AsianScientist (Feb. 10, 2020) – A research group in South Korea has discovered a molecular pathway involved in regulating DNA replication during cell division. The findings, which have implications for the development and progression of cancer, are published in the journal Nature Communications.
DNA stores all of the information necessary for life phenomena, and a cell transmits its own genetic information to two daughter cells through DNA replication and cell division. Replication stress can be caused by extracellular and intracellular sources during DNA replication, which leads to slowed or stalled replication.
If cells do not properly cope with such risks, chromosome break and rearrangement will occur, resulting in genomic instability. That helps explain why replication stress is one of the major contributors to cancer development. Although many DNA repair proteins function to protect and restart stalled replication processes under stress conditions, it is still unclear how replisome proteins, which are real players in DNA replication, contribute and communicate with those proteins to ensure faithful DNA replication.
Led by Professor Myung Kyungjae and Dr. Lee Kyoo-young at the Institute of Basic Science, South Korea, researchers have identified a protein called ATAD5 that actively deals with replication stress. Although ATAD5 has been known as a tumor suppressor by maintaining genomic stability and suppressing tumorigenesis, it was unclear whether the replication regulatory protein is also involved in the replication stress response.
In the study, the scientists demonstrated that ATAD5-depleted cells show characteristic features of replication stress such as a slow replication rate. They found that, when ATAD5 level is reduced, cells cannot resume DNA replication stalled by replication stress, and this was associated with increases in genome instability.

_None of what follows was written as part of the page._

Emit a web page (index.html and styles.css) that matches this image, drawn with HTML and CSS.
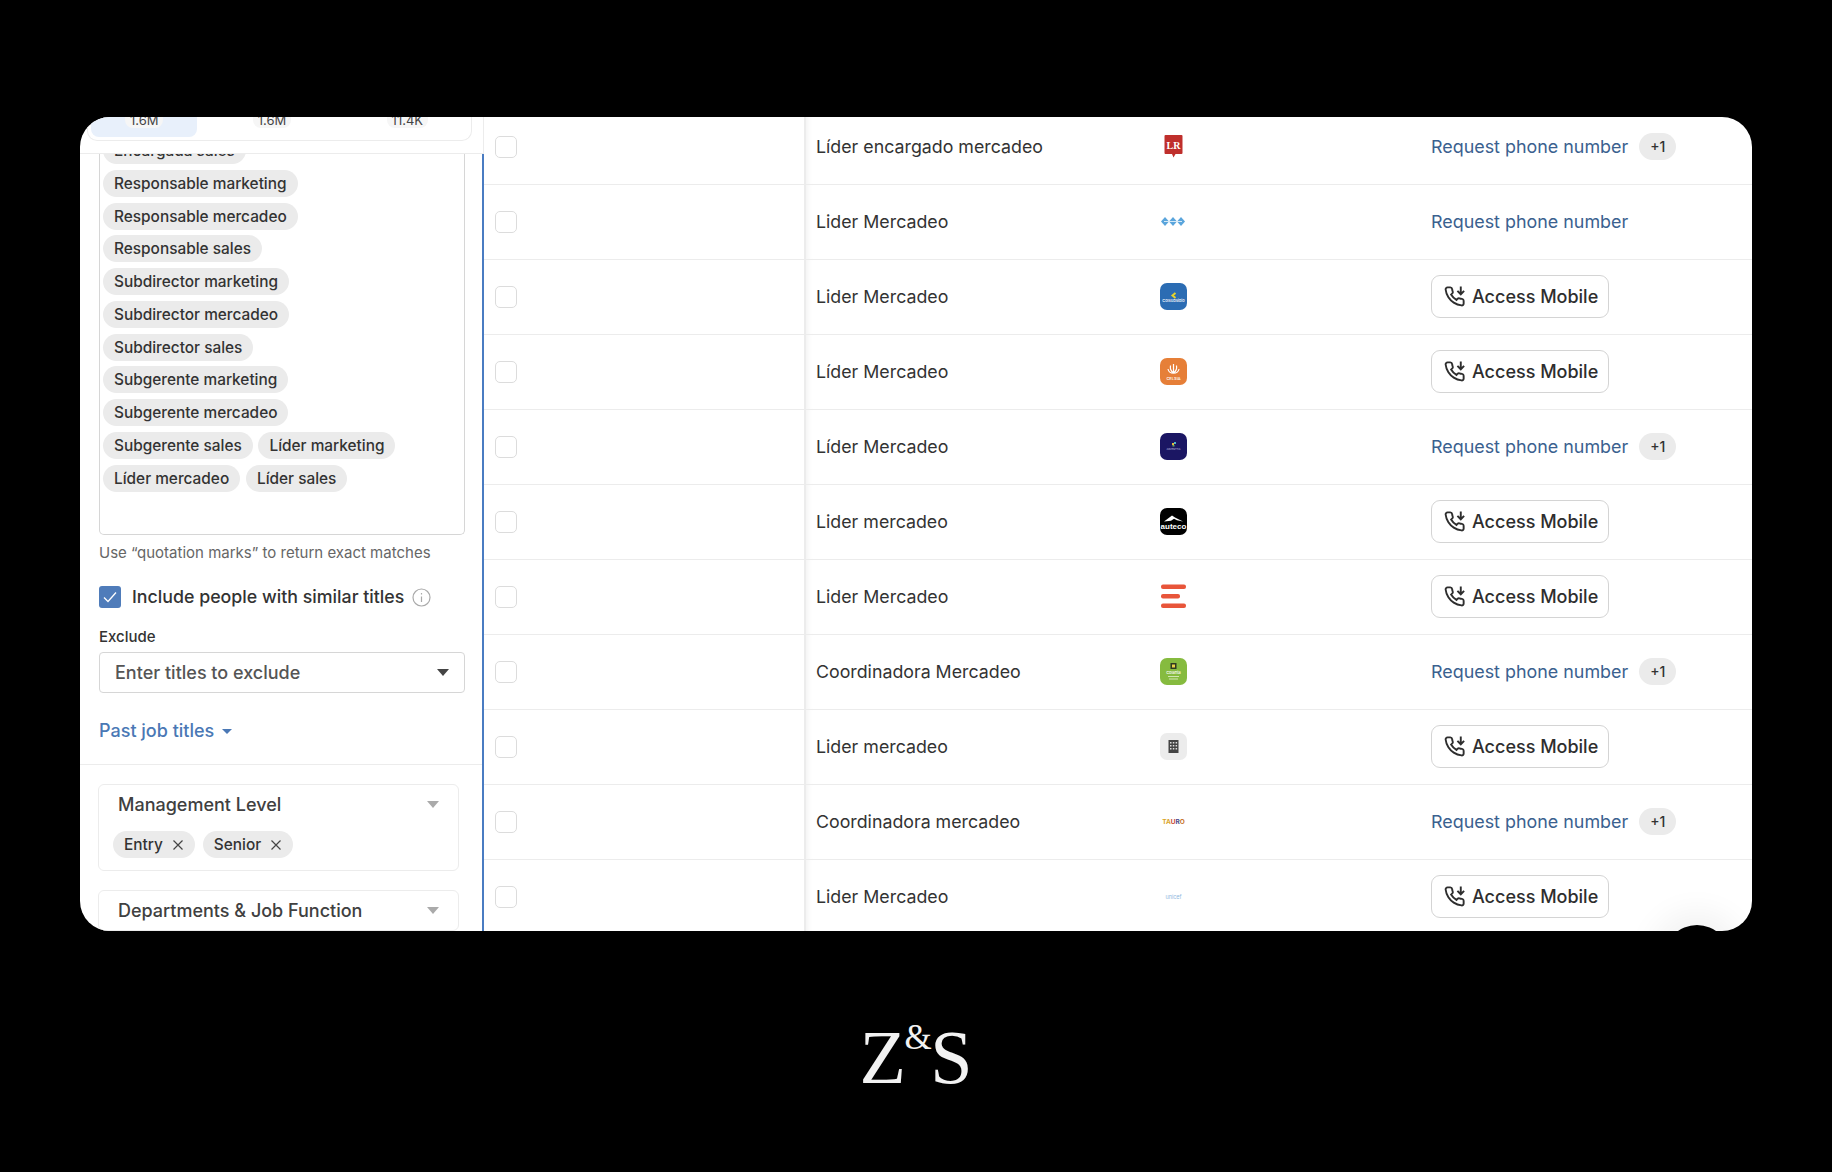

Further experiments showed that ATAD5 promotes the recruitment of another protein named RAD51 to stalled replication sites by direct protein-protein interaction. RAD51 RAD51 then wraps around the DNA to stabilize its DNA structure, which eventually allows DNA replication to resume.
“We have identified the fundamental mechanism of replication stress control, which is a major [factor in] cancer. Hopefully our work will contribute to the development of cancer therapy,” explains director Myung.
Lee added that the team intends to examine how intracellular factors may contribute to replication stress and how cells selectively recognize and cope with different stressors.
The article can be found at: Park et al. (2019) ATAD5 Promotes Replication Restart by Regulating RAD51 and PCNA in Response to Replication Stress.